Synthesizer compresses months of trial‑and‑error into days, accelerating the development of optoelectronic materials and lowering R&D costs across the photonics industry.
Artificial intelligence is reshaping materials science, but most efforts stop at data analysis after synthesis. The bottleneck has been the disconnect between experimental execution and model training, leading to fragmented workflows and slow iteration cycles. Synthesizer bridges this gap by embedding AI directly into the laboratory loop, turning each synthesis run into a learning event. This integration not only shortens discovery timelines but also generates richer datasets that capture subtle structure‑property relationships often missed in manual experiments.
The platform’s architecture is deliberately modular: a robotic synthesis module prepares nanocrystal batches, an in‑line spectrometer records emission spectra, and a machine‑learning engine translates these measurements into actionable design rules. Because the software is released under an open‑source license, research groups can plug Synthesizer into existing automation rigs or extend it to new chemistries without starting from scratch. The AI component employs chemistry‑aware models that respect stoichiometric constraints, improving prediction reliability compared with generic black‑box approaches. Early results with halide perovskites show color tuning accuracy within a few nanometers, a precision level previously achievable only after extensive manual optimization.
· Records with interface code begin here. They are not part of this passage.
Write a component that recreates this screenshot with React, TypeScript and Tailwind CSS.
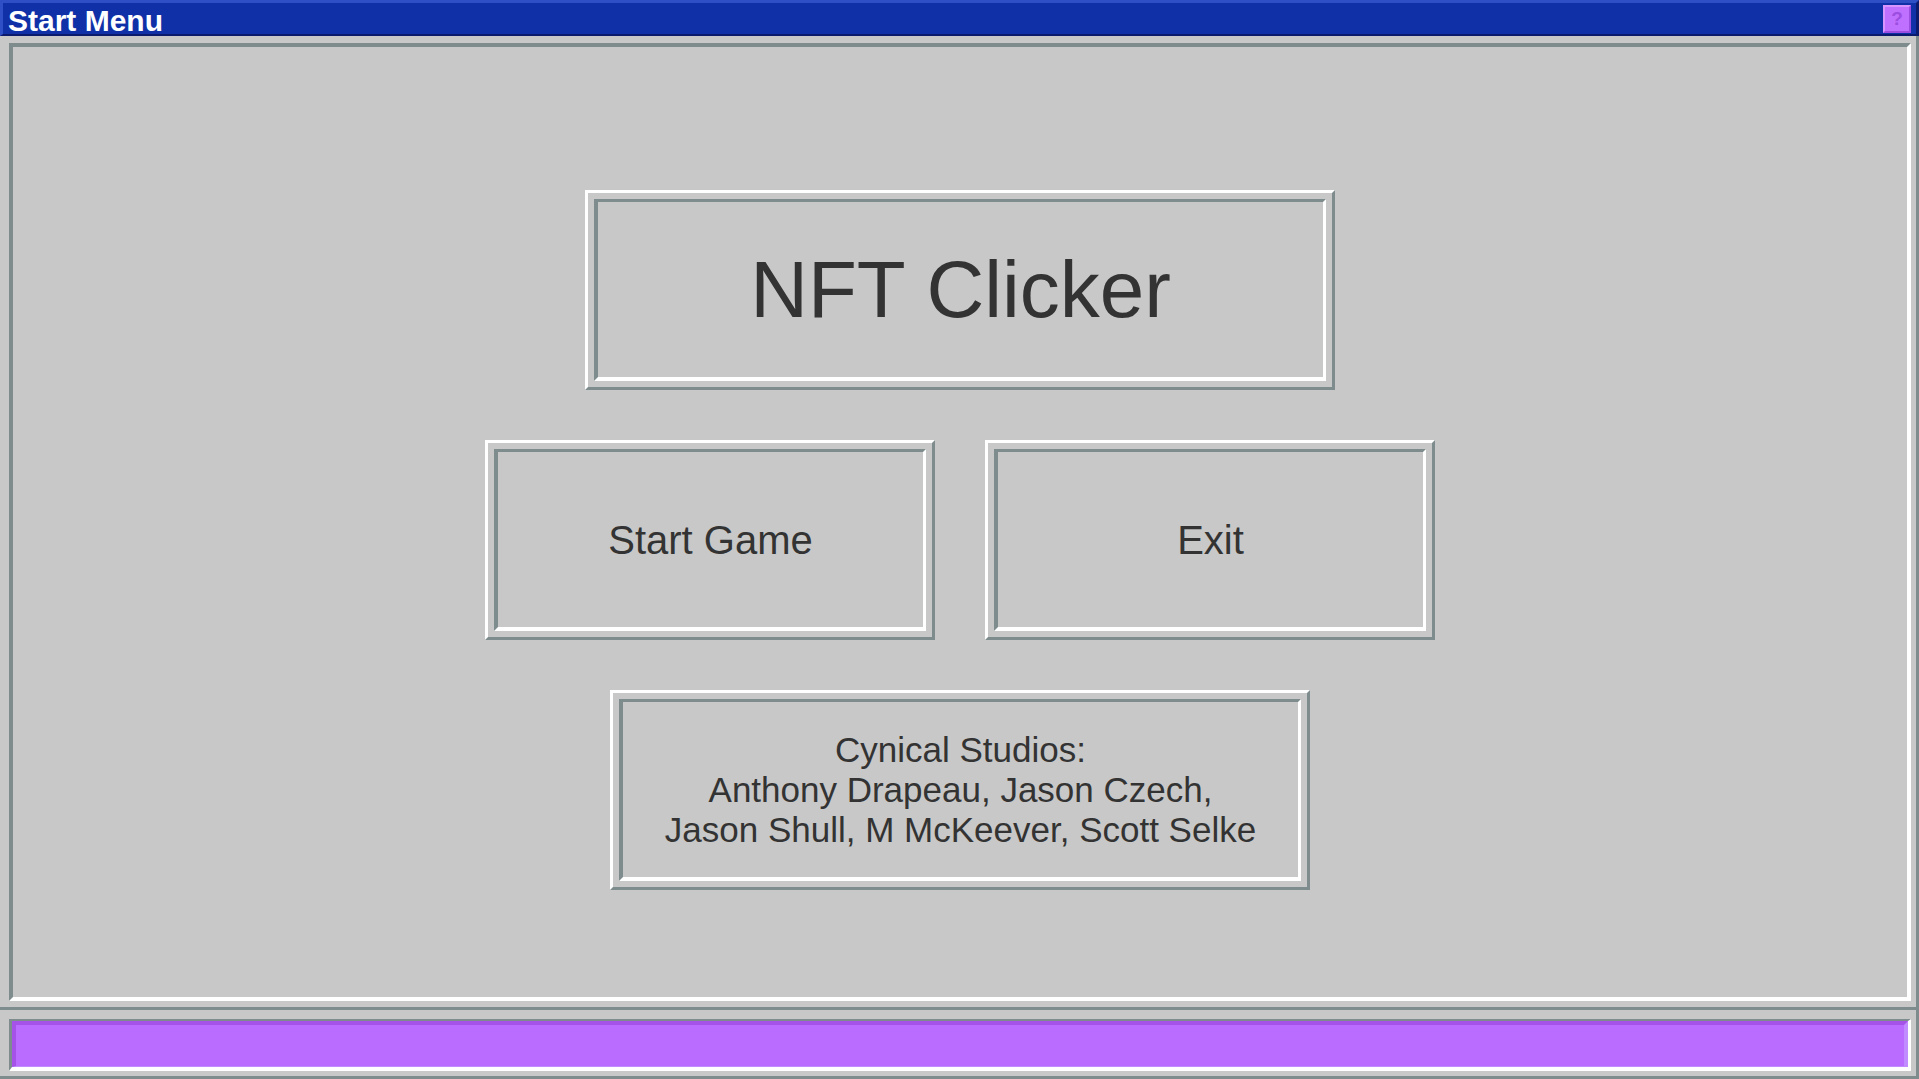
import React from "react";

const BevelBox: React.FC<{ className?: string; children: React.ReactNode }> = ({
  className = "",
  children,
}) => {
  return (
    <div
      className={`border-[3px] border-t-white border-l-white border-r-[#7f8c8d] border-b-[#7f8c8d] p-[6px] ${className}`}
    >
      <div className="flex h-full w-full items-center justify-center border-t-[3px] border-l-4 border-r-[3px] border-b-4 border-t-[#7f8c8d] border-l-[#7f8c8d] border-r-white border-b-white">
        {children}
      </div>
    </div>
  );
};

const App: React.FC = () => {
  return (
    <div className="flex h-screen w-full flex-col overflow-hidden bg-[#c8c8c8] font-['Liberation_Sans',Arial,sans-serif] text-[#333333]">
      {/* title bar */}
      <header className="flex h-[36px] shrink-0 items-center justify-between border-t-[3px] border-l-[3px] border-r-[3px] border-b-2 border-t-[#2f4fc6] border-l-[#2f4fc6] border-r-[#0c1a6e] border-b-[#0c1a6e] bg-[#1030a8] pl-[5px] pr-[5px]">
        <h1 className="pt-[3px] text-[30px] font-bold leading-[31px] text-white">
          Start Menu
        </h1>
        <button className="flex h-[28px] w-[28px] items-center justify-center border-2 border-t-[#d894ff] border-l-[#d894ff] border-r-[#9c4ee0] border-b-[#9c4ee0] bg-[#c070ff] text-[19px] font-bold leading-none text-[#9c4ee0]">
          ?
        </button>
      </header>

      {/* main panel */}
      <main className="flex flex-1 flex-col border-r-[3px] border-b-[3px] border-r-[#7f8c8d] border-b-[#7f8c8d] pt-[7px] pl-[9px] pr-[5px] pb-[6px]">
        <div className="flex flex-1 flex-col items-center gap-[50px] border-4 border-t-[#7f8c8d] border-l-[#7f8c8d] border-r-white border-b-white pt-[143px]">
          <BevelBox className="h-[200px] w-[750px]">
            <h2 className="text-[80px] leading-[92px]">NFT Clicker</h2>
          </BevelBox>

          <div className="flex gap-[50px]">
            <button className="h-[200px] w-[450px] text-left">
              <BevelBox className="h-full w-full">
                <span className="text-[40px] leading-[46px]">Start Game</span>
              </BevelBox>
            </button>
            <button className="h-[200px] w-[450px] text-left">
              <BevelBox className="h-full w-full">
                <span className="text-[40px] leading-[46px]">Exit</span>
              </BevelBox>
            </button>
          </div>

          <BevelBox className="h-[200px] w-[700px]">
            <p className="text-center text-[35px] leading-[40px]">
              Cynical Studios:
              <br />
              Anthony Drapeau, Jason Czech,
              <br />
              Jason Shull, M McKeever, Scott Selke
            </p>
          </BevelBox>
        </div>
      </main>

      {/* status bar */}
      <footer className="h-[69px] shrink-0 border-r-[3px] border-b-[3px] border-r-[#7f8c8d] border-b-[#7f8c8d] pt-[9px] pl-[9px] pr-[5px] pb-[5px]">
        <div className="h-full border-t-2 border-l-[3px] border-r-[3px] border-b-4 border-t-[#7f8c8d] border-l-[#7f8c8d] border-r-white border-b-white">
          <div className="h-full border-t-4 border-l-4 border-r-4 border-b border-t-[#a452e8] border-l-[#a452e8] border-r-[#c08cff] border-b-[#c08cff] bg-[#b96cff]" />
        </div>
      </footer>
    </div>
  );
};

export default App;
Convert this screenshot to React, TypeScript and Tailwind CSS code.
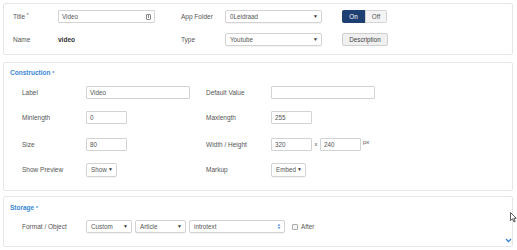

For industry, the implications are profound. LED manufacturers, solar‑cell developers, and sensor designers can now prototype material formulations in days rather than months, slashing development costs and accelerating time‑to‑market. Moreover, the open framework invites collaborative improvement, fostering a community‑driven ecosystem that could expand to catalysts, batteries, and quantum materials. As more firms adopt AI‑integrated synthesis, the competitive advantage will shift from isolated labs to those that can rapidly iterate and share knowledge, heralding a new era of accelerated, data‑centric materials engineering.